* **PROBLEM DETAILS**:
Give an exact copy of every line, leaving images out.

* **SOURCE DATA**:
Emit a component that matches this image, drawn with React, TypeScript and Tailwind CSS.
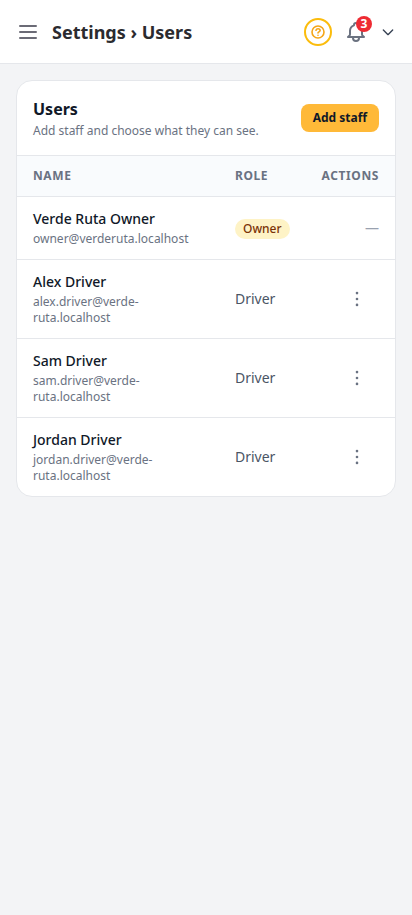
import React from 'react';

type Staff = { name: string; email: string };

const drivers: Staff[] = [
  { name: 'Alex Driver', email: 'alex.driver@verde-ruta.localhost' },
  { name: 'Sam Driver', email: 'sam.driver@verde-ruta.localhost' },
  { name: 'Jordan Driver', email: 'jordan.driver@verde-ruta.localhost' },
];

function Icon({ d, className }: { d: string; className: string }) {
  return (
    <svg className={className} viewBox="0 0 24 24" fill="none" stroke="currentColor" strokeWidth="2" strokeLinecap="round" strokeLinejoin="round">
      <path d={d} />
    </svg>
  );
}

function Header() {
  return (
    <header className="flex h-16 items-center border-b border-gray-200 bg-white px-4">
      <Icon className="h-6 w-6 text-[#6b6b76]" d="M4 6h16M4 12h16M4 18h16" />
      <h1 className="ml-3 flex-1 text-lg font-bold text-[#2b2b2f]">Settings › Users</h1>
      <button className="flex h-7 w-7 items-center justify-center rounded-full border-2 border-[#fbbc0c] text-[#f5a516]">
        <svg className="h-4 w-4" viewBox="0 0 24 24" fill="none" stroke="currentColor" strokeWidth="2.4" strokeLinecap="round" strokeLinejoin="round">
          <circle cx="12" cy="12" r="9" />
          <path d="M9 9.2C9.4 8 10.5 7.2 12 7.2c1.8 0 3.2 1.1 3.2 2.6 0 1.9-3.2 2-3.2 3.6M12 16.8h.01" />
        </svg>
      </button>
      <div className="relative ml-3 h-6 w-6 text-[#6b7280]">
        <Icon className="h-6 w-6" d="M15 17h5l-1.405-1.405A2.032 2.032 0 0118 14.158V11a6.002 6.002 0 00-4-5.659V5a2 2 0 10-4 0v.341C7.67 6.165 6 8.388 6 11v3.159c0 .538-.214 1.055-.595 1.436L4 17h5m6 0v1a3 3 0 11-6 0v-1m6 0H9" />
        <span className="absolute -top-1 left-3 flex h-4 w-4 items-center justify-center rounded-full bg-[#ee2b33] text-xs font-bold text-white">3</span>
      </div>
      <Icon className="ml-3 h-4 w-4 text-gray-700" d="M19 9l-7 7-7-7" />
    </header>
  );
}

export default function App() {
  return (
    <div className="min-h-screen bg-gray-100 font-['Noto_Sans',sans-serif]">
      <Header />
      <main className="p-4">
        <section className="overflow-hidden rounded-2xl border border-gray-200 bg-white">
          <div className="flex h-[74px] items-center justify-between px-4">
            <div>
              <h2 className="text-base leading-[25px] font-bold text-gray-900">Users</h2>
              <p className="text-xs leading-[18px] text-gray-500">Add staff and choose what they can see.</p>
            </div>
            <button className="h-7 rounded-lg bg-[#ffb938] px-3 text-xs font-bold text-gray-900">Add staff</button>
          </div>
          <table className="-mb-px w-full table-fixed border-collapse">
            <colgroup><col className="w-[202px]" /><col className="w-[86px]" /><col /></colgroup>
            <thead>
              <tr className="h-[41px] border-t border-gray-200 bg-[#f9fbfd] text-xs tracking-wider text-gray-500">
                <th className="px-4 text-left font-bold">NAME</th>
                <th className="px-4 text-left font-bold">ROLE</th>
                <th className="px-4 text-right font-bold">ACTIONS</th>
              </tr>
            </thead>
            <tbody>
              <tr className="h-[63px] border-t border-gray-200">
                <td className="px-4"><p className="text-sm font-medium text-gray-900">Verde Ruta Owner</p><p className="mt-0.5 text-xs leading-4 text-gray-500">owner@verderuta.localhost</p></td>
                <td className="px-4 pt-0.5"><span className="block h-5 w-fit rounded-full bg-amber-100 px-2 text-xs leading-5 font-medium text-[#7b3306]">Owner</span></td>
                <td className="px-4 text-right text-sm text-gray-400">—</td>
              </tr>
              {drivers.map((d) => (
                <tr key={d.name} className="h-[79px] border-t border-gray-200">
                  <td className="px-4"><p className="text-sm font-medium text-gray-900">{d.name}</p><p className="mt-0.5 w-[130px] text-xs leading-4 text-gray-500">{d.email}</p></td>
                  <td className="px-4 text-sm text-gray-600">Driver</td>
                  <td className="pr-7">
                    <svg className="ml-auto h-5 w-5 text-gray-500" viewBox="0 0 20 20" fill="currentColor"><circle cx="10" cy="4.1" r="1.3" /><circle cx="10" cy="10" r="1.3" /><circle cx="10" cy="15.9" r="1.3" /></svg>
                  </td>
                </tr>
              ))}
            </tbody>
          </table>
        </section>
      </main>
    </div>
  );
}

* **RESPONSE FOR THIS EXERCISE**:
Emit a component that matches this image, drawn with React, TypeScript and Tailwind CSS.
import React from 'react';

type Staff = { name: string; email: string };

const drivers: Staff[] = [
  { name: 'Alex Driver', email: 'alex.driver@verde-ruta.localhost' },
  { name: 'Sam Driver', email: 'sam.driver@verde-ruta.localhost' },
  { name: 'Jordan Driver', email: 'jordan.driver@verde-ruta.localhost' },
];

function Icon({ d, className }: { d: string; className: string }) {
  return (
    <svg className={className} viewBox="0 0 24 24" fill="none" stroke="currentColor" strokeWidth="2" strokeLinecap="round" strokeLinejoin="round">
      <path d={d} />
    </svg>
  );
}

function Header() {
  return (
    <header className="flex h-16 items-center border-b border-gray-200 bg-white px-4">
      <Icon className="h-6 w-6 text-[#6b6b76]" d="M4 6h16M4 12h16M4 18h16" />
      <h1 className="ml-3 flex-1 text-lg font-bold text-[#2b2b2f]">Settings › Users</h1>
      <button className="flex h-7 w-7 items-center justify-center rounded-full border-2 border-[#fbbc0c] text-[#f5a516]">
        <svg className="h-4 w-4" viewBox="0 0 24 24" fill="none" stroke="currentColor" strokeWidth="2.4" strokeLinecap="round" strokeLinejoin="round">
          <circle cx="12" cy="12" r="9" />
          <path d="M9 9.2C9.4 8 10.5 7.2 12 7.2c1.8 0 3.2 1.1 3.2 2.6 0 1.9-3.2 2-3.2 3.6M12 16.8h.01" />
        </svg>
      </button>
      <div className="relative ml-3 h-6 w-6 text-[#6b7280]">
        <Icon className="h-6 w-6" d="M15 17h5l-1.405-1.405A2.032 2.032 0 0118 14.158V11a6.002 6.002 0 00-4-5.659V5a2 2 0 10-4 0v.341C7.67 6.165 6 8.388 6 11v3.159c0 .538-.214 1.055-.595 1.436L4 17h5m6 0v1a3 3 0 11-6 0v-1m6 0H9" />
        <span className="absolute -top-1 left-3 flex h-4 w-4 items-center justify-center rounded-full bg-[#ee2b33] text-xs font-bold text-white">3</span>
      </div>
      <Icon className="ml-3 h-4 w-4 text-gray-700" d="M19 9l-7 7-7-7" />
    </header>
  );
}

export default function App() {
  return (
    <div className="min-h-screen bg-gray-100 font-['Noto_Sans',sans-serif]">
      <Header />
      <main className="p-4">
        <section className="overflow-hidden rounded-2xl border border-gray-200 bg-white">
          <div className="flex h-[74px] items-center justify-between px-4">
            <div>
              <h2 className="text-base leading-[25px] font-bold text-gray-900">Users</h2>
              <p className="text-xs leading-[18px] text-gray-500">Add staff and choose what they can see.</p>
            </div>
            <button className="h-7 rounded-lg bg-[#ffb938] px-3 text-xs font-bold text-gray-900">Add staff</button>
          </div>
          <table className="-mb-px w-full table-fixed border-collapse">
            <colgroup><col className="w-[202px]" /><col className="w-[86px]" /><col /></colgroup>
            <thead>
              <tr className="h-[41px] border-t border-gray-200 bg-[#f9fbfd] text-xs tracking-wider text-gray-500">
                <th className="px-4 text-left font-bold">NAME</th>
                <th className="px-4 text-left font-bold">ROLE</th>
                <th className="px-4 text-right font-bold">ACTIONS</th>
              </tr>
            </thead>
            <tbody>
              <tr className="h-[63px] border-t border-gray-200">
                <td className="px-4"><p className="text-sm font-medium text-gray-900">Verde Ruta Owner</p><p className="mt-0.5 text-xs leading-4 text-gray-500">owner@verderuta.localhost</p></td>
                <td className="px-4 pt-0.5"><span className="block h-5 w-fit rounded-full bg-amber-100 px-2 text-xs leading-5 font-medium text-[#7b3306]">Owner</span></td>
                <td className="px-4 text-right text-sm text-gray-400">—</td>
              </tr>
              {drivers.map((d) => (
                <tr key={d.name} className="h-[79px] border-t border-gray-200">
                  <td className="px-4"><p className="text-sm font-medium text-gray-900">{d.name}</p><p className="mt-0.5 w-[130px] text-xs leading-4 text-gray-500">{d.email}</p></td>
                  <td className="px-4 text-sm text-gray-600">Driver</td>
                  <td className="pr-7">
                    <svg className="ml-auto h-5 w-5 text-gray-500" viewBox="0 0 20 20" fill="currentColor"><circle cx="10" cy="4.1" r="1.3" /><circle cx="10" cy="10" r="1.3" /><circle cx="10" cy="15.9" r="1.3" /></svg>
                  </td>
                </tr>
              ))}
            </tbody>
          </table>
        </section>
      </main>
    </div>
  );
}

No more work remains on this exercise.